Try to become angry without thinking that someone “Must follow my directions.” Try to become enraged by believing that a colleague, “Should never do that again!” Try to turn the lamp off in your mind without holding on to the view, “She has to listen to me completely.” You are not likely oing to be able to achieve any level of anger without thinking some Demand, without Insisting something be different than it is, and without Expecting that it all goes your way.
Whether you have been programmed and continue to 1) hold deep levels of rivaly and jealousy based on a long-held internal story of you being insecure, or have told yourself for decades that 2) without having control you’ll be a victim who will be hurt, or 3) believe nonsensically that you can’t tolerate things that are not within your power, until and unless you do some spring cleaning and rid yourself of the labyrinth of these, yes, “nutty” notions, these awfulizing beliefs, this tripod of conflict, you will continue to be a burning flame of anger at work–and at home.
It’s time to defuse and defang these bitter fights at work and the way to do so is to use anti-awfulizing thinking instead.

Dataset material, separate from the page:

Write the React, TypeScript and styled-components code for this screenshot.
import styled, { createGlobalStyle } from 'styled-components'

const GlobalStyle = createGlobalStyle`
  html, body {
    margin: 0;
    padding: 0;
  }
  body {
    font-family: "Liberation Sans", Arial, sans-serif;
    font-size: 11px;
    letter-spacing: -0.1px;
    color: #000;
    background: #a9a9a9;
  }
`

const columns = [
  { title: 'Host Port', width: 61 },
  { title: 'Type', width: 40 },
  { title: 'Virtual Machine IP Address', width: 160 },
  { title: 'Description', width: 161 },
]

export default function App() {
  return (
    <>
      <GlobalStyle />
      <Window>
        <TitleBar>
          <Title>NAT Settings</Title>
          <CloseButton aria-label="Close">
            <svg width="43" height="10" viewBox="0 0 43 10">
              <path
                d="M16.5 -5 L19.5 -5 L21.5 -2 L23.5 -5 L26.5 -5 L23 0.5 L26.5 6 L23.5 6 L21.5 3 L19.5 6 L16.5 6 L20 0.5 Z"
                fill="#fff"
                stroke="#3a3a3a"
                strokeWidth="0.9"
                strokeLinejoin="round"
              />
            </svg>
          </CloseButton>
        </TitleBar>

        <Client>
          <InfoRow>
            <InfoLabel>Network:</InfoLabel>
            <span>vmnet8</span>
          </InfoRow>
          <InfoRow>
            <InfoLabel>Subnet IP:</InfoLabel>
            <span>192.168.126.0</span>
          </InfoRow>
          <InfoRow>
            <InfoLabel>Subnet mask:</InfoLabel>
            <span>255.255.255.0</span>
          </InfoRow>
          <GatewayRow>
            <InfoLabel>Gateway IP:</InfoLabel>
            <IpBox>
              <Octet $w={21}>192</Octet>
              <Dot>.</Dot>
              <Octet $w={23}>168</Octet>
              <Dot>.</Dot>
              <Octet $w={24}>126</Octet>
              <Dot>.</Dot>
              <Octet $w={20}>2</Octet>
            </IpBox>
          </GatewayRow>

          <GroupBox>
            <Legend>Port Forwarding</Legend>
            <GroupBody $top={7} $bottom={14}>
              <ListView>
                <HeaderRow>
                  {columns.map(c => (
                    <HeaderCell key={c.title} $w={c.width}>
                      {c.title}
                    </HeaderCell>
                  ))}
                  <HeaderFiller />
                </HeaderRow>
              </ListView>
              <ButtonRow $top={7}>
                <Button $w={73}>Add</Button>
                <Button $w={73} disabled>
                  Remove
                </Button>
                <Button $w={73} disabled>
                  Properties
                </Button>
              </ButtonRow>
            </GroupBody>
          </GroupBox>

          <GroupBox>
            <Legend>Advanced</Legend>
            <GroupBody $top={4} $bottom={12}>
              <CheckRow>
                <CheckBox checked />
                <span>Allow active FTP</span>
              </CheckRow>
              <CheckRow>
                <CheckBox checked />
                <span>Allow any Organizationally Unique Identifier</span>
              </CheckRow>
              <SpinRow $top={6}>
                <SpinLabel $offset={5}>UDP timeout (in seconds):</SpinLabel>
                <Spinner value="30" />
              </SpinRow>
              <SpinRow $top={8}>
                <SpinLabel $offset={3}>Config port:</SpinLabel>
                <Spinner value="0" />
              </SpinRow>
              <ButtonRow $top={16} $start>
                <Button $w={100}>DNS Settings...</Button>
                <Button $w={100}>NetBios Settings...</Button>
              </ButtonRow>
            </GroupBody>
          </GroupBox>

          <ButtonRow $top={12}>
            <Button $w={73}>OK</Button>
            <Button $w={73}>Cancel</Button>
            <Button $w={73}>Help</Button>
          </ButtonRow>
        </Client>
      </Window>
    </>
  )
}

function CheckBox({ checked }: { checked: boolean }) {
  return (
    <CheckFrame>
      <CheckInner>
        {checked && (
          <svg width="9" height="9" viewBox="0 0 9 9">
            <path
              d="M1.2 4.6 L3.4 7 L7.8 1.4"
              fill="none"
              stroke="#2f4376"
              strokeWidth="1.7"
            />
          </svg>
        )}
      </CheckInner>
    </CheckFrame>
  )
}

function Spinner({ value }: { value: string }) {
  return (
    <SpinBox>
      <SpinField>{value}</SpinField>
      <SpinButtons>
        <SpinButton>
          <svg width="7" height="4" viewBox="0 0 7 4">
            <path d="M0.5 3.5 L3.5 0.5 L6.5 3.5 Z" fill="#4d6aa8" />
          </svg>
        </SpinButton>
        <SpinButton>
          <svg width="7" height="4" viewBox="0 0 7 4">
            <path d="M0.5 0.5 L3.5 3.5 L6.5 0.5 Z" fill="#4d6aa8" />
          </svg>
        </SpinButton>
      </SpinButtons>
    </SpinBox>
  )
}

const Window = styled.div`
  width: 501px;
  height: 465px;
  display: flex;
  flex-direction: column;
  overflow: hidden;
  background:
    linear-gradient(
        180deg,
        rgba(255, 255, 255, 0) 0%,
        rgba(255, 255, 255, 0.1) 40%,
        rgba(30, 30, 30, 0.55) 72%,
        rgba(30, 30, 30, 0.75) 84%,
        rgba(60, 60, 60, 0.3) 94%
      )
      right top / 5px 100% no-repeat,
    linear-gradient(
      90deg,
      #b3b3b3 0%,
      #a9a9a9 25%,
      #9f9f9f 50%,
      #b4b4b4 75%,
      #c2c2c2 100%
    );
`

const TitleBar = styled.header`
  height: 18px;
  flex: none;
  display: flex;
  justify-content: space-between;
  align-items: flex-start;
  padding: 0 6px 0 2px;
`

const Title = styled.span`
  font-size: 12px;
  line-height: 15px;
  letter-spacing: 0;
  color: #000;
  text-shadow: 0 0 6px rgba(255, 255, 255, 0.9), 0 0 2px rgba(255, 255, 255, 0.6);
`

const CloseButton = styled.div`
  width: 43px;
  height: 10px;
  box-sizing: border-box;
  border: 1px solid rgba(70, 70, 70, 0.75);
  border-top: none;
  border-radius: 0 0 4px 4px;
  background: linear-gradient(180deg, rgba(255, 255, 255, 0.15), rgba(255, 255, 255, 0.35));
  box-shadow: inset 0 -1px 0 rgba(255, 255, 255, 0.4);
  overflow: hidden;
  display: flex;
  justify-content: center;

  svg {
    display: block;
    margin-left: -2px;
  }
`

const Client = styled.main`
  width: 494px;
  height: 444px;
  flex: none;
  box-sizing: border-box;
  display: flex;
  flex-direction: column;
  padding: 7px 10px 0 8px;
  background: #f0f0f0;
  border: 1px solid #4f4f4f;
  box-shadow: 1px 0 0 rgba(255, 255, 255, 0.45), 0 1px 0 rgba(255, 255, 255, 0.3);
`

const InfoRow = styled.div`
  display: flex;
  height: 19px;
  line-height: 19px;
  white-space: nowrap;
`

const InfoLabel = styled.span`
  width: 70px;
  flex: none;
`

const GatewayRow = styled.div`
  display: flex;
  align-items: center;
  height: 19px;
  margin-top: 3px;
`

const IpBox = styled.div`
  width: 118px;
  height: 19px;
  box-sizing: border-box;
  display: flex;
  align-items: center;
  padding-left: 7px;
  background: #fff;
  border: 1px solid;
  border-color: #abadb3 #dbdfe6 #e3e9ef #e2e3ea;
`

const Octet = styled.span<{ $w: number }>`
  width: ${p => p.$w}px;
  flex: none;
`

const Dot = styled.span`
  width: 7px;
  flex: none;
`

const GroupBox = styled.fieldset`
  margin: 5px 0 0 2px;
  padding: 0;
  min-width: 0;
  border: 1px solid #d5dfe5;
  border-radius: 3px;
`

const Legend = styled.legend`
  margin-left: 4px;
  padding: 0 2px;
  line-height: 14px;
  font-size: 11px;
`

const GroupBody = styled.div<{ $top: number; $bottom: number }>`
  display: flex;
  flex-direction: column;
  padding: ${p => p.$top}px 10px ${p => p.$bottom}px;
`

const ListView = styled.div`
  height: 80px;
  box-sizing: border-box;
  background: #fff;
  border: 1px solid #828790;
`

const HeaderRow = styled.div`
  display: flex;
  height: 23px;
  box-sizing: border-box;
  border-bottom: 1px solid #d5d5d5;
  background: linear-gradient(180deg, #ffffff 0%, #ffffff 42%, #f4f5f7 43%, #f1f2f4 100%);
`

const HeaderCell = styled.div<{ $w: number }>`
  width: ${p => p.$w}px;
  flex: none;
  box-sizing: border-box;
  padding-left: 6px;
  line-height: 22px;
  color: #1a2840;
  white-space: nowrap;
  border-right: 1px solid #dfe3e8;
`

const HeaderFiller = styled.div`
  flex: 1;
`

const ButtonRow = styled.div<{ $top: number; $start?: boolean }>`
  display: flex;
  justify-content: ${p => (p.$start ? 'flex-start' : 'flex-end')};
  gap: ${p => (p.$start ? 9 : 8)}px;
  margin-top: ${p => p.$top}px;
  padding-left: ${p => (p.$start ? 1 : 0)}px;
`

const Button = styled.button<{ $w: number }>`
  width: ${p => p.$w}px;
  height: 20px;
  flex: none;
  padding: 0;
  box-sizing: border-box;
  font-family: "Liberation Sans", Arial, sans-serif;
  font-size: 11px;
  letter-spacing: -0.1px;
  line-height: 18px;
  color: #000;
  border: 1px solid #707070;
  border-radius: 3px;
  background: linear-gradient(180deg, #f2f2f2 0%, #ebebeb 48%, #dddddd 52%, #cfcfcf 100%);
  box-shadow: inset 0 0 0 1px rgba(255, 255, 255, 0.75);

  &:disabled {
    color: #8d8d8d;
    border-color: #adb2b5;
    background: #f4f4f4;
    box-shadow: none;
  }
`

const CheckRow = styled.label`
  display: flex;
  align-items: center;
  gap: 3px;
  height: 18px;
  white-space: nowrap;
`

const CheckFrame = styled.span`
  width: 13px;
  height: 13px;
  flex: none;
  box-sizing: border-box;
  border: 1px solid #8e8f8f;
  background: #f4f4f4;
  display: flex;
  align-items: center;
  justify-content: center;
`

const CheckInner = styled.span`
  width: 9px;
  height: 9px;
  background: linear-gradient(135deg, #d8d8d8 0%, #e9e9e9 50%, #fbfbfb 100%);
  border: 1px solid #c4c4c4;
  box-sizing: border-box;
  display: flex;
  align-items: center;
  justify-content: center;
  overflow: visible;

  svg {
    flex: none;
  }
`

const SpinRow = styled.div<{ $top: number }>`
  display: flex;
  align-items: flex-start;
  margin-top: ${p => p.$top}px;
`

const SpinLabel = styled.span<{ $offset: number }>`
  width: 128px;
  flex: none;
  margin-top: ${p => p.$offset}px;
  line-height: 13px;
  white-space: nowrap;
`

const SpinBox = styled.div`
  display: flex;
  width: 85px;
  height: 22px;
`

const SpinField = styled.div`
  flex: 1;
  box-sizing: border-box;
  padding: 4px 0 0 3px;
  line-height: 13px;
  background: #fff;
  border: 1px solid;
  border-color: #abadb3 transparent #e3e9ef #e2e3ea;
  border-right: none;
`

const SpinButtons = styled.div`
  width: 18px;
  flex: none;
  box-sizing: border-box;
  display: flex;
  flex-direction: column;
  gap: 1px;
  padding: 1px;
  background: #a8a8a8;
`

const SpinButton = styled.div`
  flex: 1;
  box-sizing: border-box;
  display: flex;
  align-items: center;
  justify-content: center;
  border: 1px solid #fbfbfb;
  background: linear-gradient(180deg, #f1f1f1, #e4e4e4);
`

Who says anyone MUST, SHOULD, OUGHT TO or HAS TO do it your way? Wouldn’t it be better, and more accurate to believe that it’d be better if people followed your directions in life but nobody really has to? “I’d prefer that you to treat me well but unfortunately you don’t have to do so,
when you don’t treat me well it’s really unfortunate but not awful,” That’s anti-awfulizing and fight preventing thinking. “I very much prefer life to be fair but unfortunately it doesn’t have to be the way I want it to be, and if life is unfair that’s very bad, but not the end of the world.” See the difference?
An anti-awfulizing belief stems from the full preference that I’d like things not to be as bad as they are, but that doesn’t mean that they must not be and it is non-extreme in the sense that the person believes at the time one or more of the following:
1 things could always be worse;
2 the event in question is less than 100 per cent bad;
3 some good could come from this bad event.

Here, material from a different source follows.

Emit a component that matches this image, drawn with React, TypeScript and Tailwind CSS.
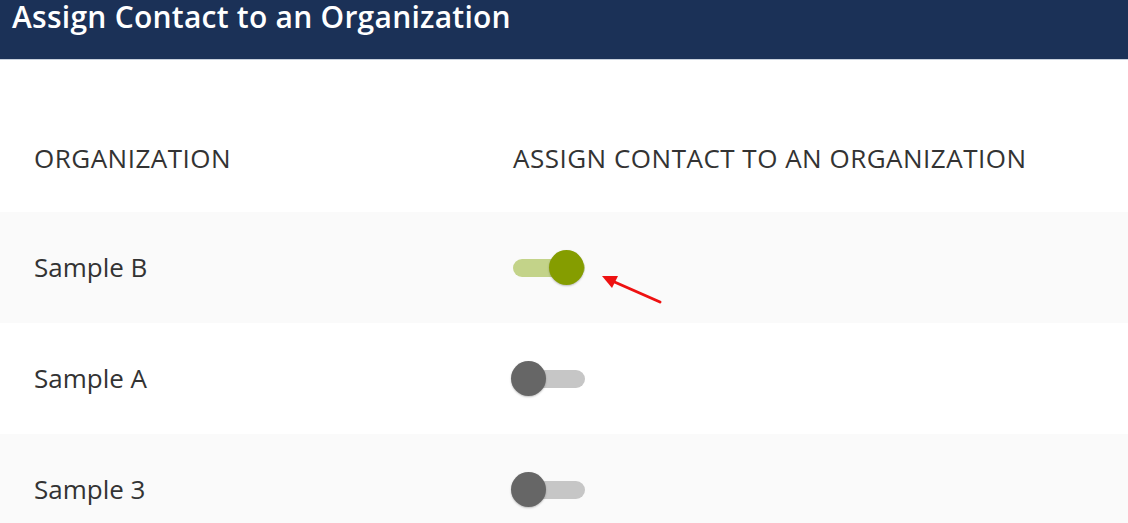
import React from "react";

type Org = { name: string; assigned: boolean };

const orgs: Org[] = [
  { name: "Sample B", assigned: true },
  { name: "Sample A", assigned: false },
  { name: "Sample 3", assigned: false },
];

function Toggle({ on }: { on: boolean }) {
  return (
    <div className="relative h-[35px] w-[76px] flex items-center">
      <div
        className={`ml-[2px] h-[18px] w-[72px] rounded-full ${
          on ? "bg-[#c3d389]" : "bg-[#c6c6c6]"
        }`}
      />
      <div
        className={`absolute top-0 h-[35px] w-[35px] rounded-full shadow-[0_1px_2px_rgba(0,0,0,0.25)] ${
          on ? "left-[38px] bg-[#859d00]" : "left-0 bg-[#666666]"
        }`}
      />
    </div>
  );
}

export default function App() {
  return (
    <div className="relative h-[523px] w-[1128px] overflow-hidden bg-white font-['Open_Sans',sans-serif] text-[#333333]">
      {/* Header */}
      <div className="h-[60px] border-b border-[#c9d1dd] bg-[#1b3157] pl-[12px]">
        <h1 className="text-[30px] font-semibold leading-[34px] tracking-[0.25px] text-white">
          Assign Contact to an Organization
        </h1>
      </div>

      {/* Column headers */}
      <div className="grid h-[152px] grid-cols-[479px_1fr] items-center pl-[34px] pt-[44px] text-[26px] tracking-[0.5px]">
        <div>ORGANIZATION</div>
        <div>ASSIGN CONTACT TO AN ORGANIZATION</div>
      </div>

      {/* Rows */}
      {orgs.map((org, i) => (
        <div
          key={org.name}
          className={`grid h-[111px] grid-cols-[477px_1fr] items-center pl-[34px] ${
            i % 2 === 0 ? "bg-[#fafafa]" : "bg-white"
          }`}
        >
          <div className="text-[26px]">{org.name}</div>
          <Toggle on={org.assigned} />
        </div>
      ))}

      {/* annotation arrow */}
      <svg
        className="absolute left-[596px] top-[268px]"
        width="70"
        height="40"
        viewBox="0 0 70 40"
      >
        <line x1="64" y1="34" x2="14" y2="12" stroke="#ee1111" strokeWidth="3" strokeLinecap="round" />
        <polygon points="6,8 22,8 16,20" fill="#ee1111" />
      </svg>
    </div>
  );
}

It’s been observed that compassion is the happiest mental state ever recorded in the history of neuroscience. That’s amazing! So more and more, workplaces are teaching methods to increase mindfulness, empathy and compassion. By delving into our own mindsets, our thinking patterns, especially our irrational thinking patterns, we begin to dissolve these demanding types of thoughts and replace them with far more empathic and compassionate ones. Think a disagreement might sound different from that perspective instead of the thinking that turns off the light in your mind? This level of increased self-awareness is a deeply distruptive tool to defuse anger and potential rage in the workplace. The link is what you think afterall. Most importantly, it is ALL in your head.